Mulato
"Ela me acusa e o meio de me defender é escrever sobre ela.
Escrevo em traços vivos e ríspidos de pintura.
Estarei lidando com fatos como se fossem irremediáveis pedras".
Clarice Lispector, A hora da estrela (1977)
Fui chamado de mulato e fiquei com esse sapo por dias entalado na garganta. Fui chamado de mulato num jantar com seis pessoas e nenhuma delas fez nada - inclusive eu. Fui chamado de mulato nesta Madri de 2023, onde correm juntos os ventos da liberdade democrática e os ecos do franquismo gritado até 75 e além. Fui chamado de mulato porque a Transição Espanhola realmente não acabou. Fui chamado de mulato porque partidos como Vox e PP ainda encontram correlatos ideológicos na gauche caviar española.
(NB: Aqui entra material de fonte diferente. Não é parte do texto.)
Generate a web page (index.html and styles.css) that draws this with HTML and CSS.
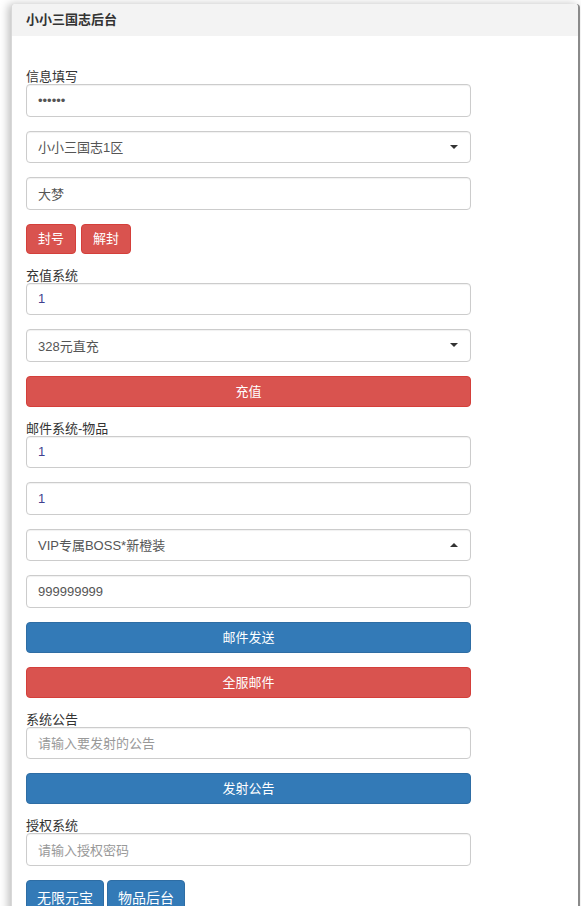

Fui chamado de mulato porque o signo linguístico é casa, mas nem sempre é aldeia. Fui chamado de mulato porque a beleza e o nojo se beijam (nem sempre) às escondidas. Fui chamado de mulato não apenas porque é Velho o Mundo, mas também porque o mundo é velho - ou seja, igual. Fui chamado de mulato porque é isso o que importa. Fui chamado de mulato porque Frantz Fanon tem chegado tarde.
Fui chamado de mulato porque há quem pense ser esta uma forma de instaurar harmonia social. Fui chamado de mulato porque o absurdo é reconhecido por sua falta de tamanho. Fui chamado de mulato porque há quem não consiga ver o mundo sem racializá-lo. Fui chamado de mulato porque os livros de María Zambrano, Paul B. Preciado e Fernando Savater não têm o mesmo alcance (nem a mesma velocidade) que a Amazon ou o metrô de Madri.
Fui chamado de mulato e me calei. Fui chamado de mulato porque sou um educador que não conseguiu educar (desta vez). Como diz Marcelino Freire, agora escrevo por vingança. Ou posso ser mais sincero e dizer com palavras próprias: escrevo porque, como no vôlei de minha adolescência, não aprendi a rebater - há ótimas perífrases para essa neurose e gosto mais desta: "O prato de hoje será pedra cozida".